Reste que malgré tout, ce véhicule en piètre état permettait à plusieurs enfants de fréquenter une école qui autrement aurait été inaccessible, la distance étant trop grande pour s’y rendre à pied.

l'histoire de la Green Hornet

«The Green Hornet», un texte écrit par l’étudiante Ernestine Sheldon en 1951-1952. Source: The Spirit of Magog High (1952) Collection Société d’histoire de Magog, Société d’histoire de Magog, Magog.

Les «autobus»

Malheureusement, il n’a pas été possible de retracer une photographie du Green Hornet dans les fonds de la Société d’histoire de Magog.
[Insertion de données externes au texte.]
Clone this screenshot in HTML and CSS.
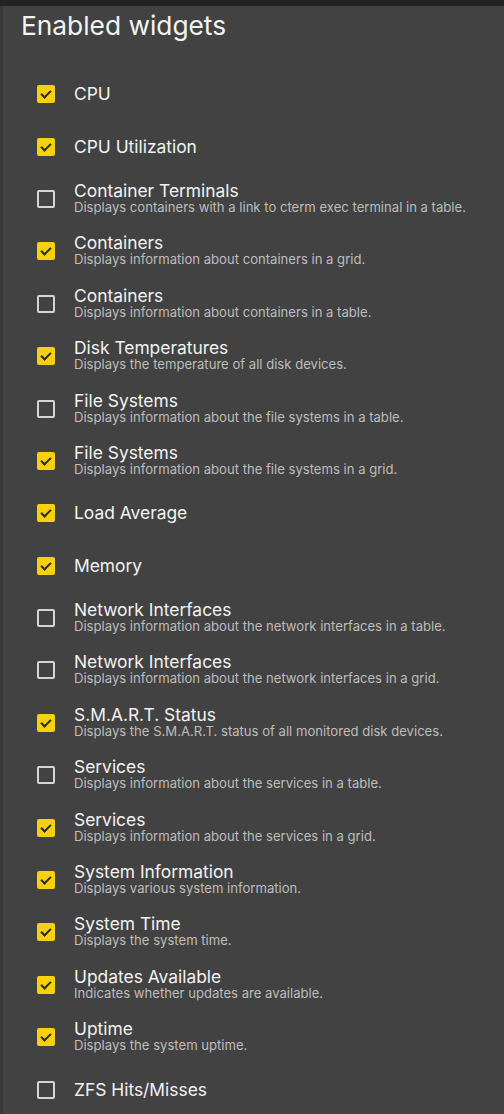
FILE: index.html
```html
<!DOCTYPE html>
<html>
<head>
<meta charset="utf-8">
<link rel="stylesheet" href="styles.css">
</head>
<body>
<div class="topbar"></div>
<div class="panel">
  <h1 class="heading">Enabled widgets</h1>
  <ul class="list">
    <li class="row"><span class="box on"></span><div class="text"><div class="title">CPU</div></div></li>
    <li class="row"><span class="box on"></span><div class="text"><div class="title">CPU Utilization</div></div></li>
    <li class="row"><span class="box"></span><div class="text two"><div class="title">Container Terminals</div><div class="desc">Displays containers with a link to cterm exec terminal in a table.</div></div></li>
    <li class="row"><span class="box on"></span><div class="text two"><div class="title">Containers</div><div class="desc">Displays information about containers in a grid.</div></div></li>
    <li class="row"><span class="box"></span><div class="text two"><div class="title">Containers</div><div class="desc">Displays information about containers in a table.</div></div></li>
    <li class="row"><span class="box on"></span><div class="text two"><div class="title">Disk Temperatures</div><div class="desc">Displays the temperature of all disk devices.</div></div></li>
    <li class="row"><span class="box"></span><div class="text two"><div class="title">File Systems</div><div class="desc">Displays information about the file systems in a table.</div></div></li>
    <li class="row"><span class="box on"></span><div class="text two"><div class="title">File Systems</div><div class="desc">Displays information about the file systems in a grid.</div></div></li>
    <li class="row"><span class="box on"></span><div class="text"><div class="title">Load Average</div></div></li>
    <li class="row"><span class="box on"></span><div class="text"><div class="title">Memory</div></div></li>
    <li class="row"><span class="box"></span><div class="text two"><div class="title">Network Interfaces</div><div class="desc">Displays information about the network interfaces in a table.</div></div></li>
    <li class="row"><span class="box"></span><div class="text two"><div class="title">Network Interfaces</div><div class="desc">Displays information about the network interfaces in a grid.</div></div></li>
    <li class="row"><span class="box on"></span><div class="text two"><div class="title">S.M.A.R.T. Status</div><div class="desc">Displays the S.M.A.R.T. status of all monitored disk devices.</div></div></li>
    <li class="row"><span class="box"></span><div class="text two"><div class="title">Services</div><div class="desc">Displays information about the services in a table.</div></div></li>
    <li class="row"><span class="box on"></span><div class="text two"><div class="title">Services</div><div class="desc">Displays information about the services in a grid.</div></div></li>
    <li class="row"><span class="box on"></span><div class="text two"><div class="title">System Information</div><div class="desc">Displays various system information.</div></div></li>
    <li class="row"><span class="box on"></span><div class="text two"><div class="title">System Time</div><div class="desc">Displays the system time.</div></div></li>
    <li class="row"><span class="box on"></span><div class="text two"><div class="title">Updates Available</div><div class="desc">Indicates whether updates are available.</div></div></li>
    <li class="row"><span class="box on"></span><div class="text two"><div class="title">Uptime</div><div class="desc">Displays the system uptime.</div></div></li>
    <li class="row"><span class="box"></span><div class="text"><div class="title">ZFS Hits/Misses</div></div></li>
  </ul>
</div>
</body>
</html>
```
FILE: styles.css
```css
html, body {
  margin: 0;
  padding: 0;
  background: #424242;
  font-family: Inter, "Noto Sans", sans-serif;
  height: 100%;
  overflow: hidden;
}
.topbar {
  height: 6px;
  background: #222222;
}
.panel {
  border-left: 3px solid #383838;
  min-height: 1108px;
  box-sizing: border-box;
}
.heading {
  margin: 0;
  padding: 5px 0 0 18px;
  font-size: 26.3px;
  font-weight: 400;
  line-height: 30px;
  color: #f4f4f4;
}
.list {
  list-style: none;
  margin: 0;
  padding: 27px 0 0 34px;
}
.row {
  height: 52.4px;
  display: flex;
  align-items: center;
  gap: 19px;
}
.box {
  flex: none;
  width: 18px;
  height: 18px;
  box-sizing: border-box;
  border: 2px solid #d4d4d4;
  border-radius: 2px;
  position: relative;
}
.box.on {
  background: #f7d10a;
  border-color: #f7d10a;
}
.box.on::after {
  content: "";
  position: absolute;
  left: 4px;
  top: 1px;
  width: 4px;
  height: 8px;
  border-right: 2px solid #2b2b2b;
  border-bottom: 2px solid #2b2b2b;
  transform: rotate(45deg);
}
.text {
  display: flex;
  flex-direction: column;
}
.text.two {
  margin-bottom: 2px;
}
.title {
  font-size: 17.4px;
  line-height: 20px;
  color: #f2f2f2;
}
.two .title {
  line-height: 19px;
}
.desc {
  font-size: 13.1px;
  line-height: 15px;
  color: #bdbdbd;
}
```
Toutefois, il fut possible de localiser deux autres véhicules scolaires en service six ans après la publication du texte d’Ernestine Sheldon, soit lors de l’année scolaire 1958-1959. Comme il est possible de le constater, ces véhicules n’avaient pas été conçus pour le transport scolaire.

Camion de marque Ford, modèle F-350, plaqué de l'année 1958, identifié

Véhicule photographié en janvier 1959. Source: Société d’histoire de Magog, PR024 fonds Studio R.C.\série commerciale\172-001.

Camion identifié

Ce véhicule, photographié en février 1959, aurait appartenu à un certain M. Carrière. Source: Société d’histoire de Magog, PR024 fonds Studio R.C.\série commerciale\188-001.

En définitive, force est de constater que les débuts du transport scolaire motorisé ne se firent pas dans le plus grand luxe ! Néanmoins, plusieurs élèves devaient être bien contents de pouvoir éviter de marcher dans des chemins enneigés ou de profiter de la ballade pour réviser en vue d’un examen, comme le faisaient les passagers du Green Hornet en 1951-1952.


[1] Jacques Dorion, Les écoles de rang au Québec, Montréal, Les Éditions de l’Homme, 1979, p. 264.

[2]  M.C. Urquhart et K.A.H. Buckley, Historical Statistics of Canada, p.550 cité dans Paul André Linteau, René Durocher et Jean-Claude Robert, Québec: a History  1867-1929, Toronto, James Lorimer and Company, Publishers, 1983, p. 346.

[3] Auteur inconnu (1937, 12 novembre), Le conseil approuve l’organisation de ces brigades de sécurité, La Chronique de Magog, p. 1.

[4] Ibid. 

[5] Rappelons que la route 112, qui passe par la rue Principale de Magog, était l’axe de communication automobile le plus utilisé afin de circuler entre Sherbrooke et Montréal jusqu’à la construction de l’autoroute 10 en 1964.

[6] Auteur inconnu (1937, 17 décembre), On dénonce, au conseil, les chauffards dans nos rues, La Chronique de Magog, p. 4.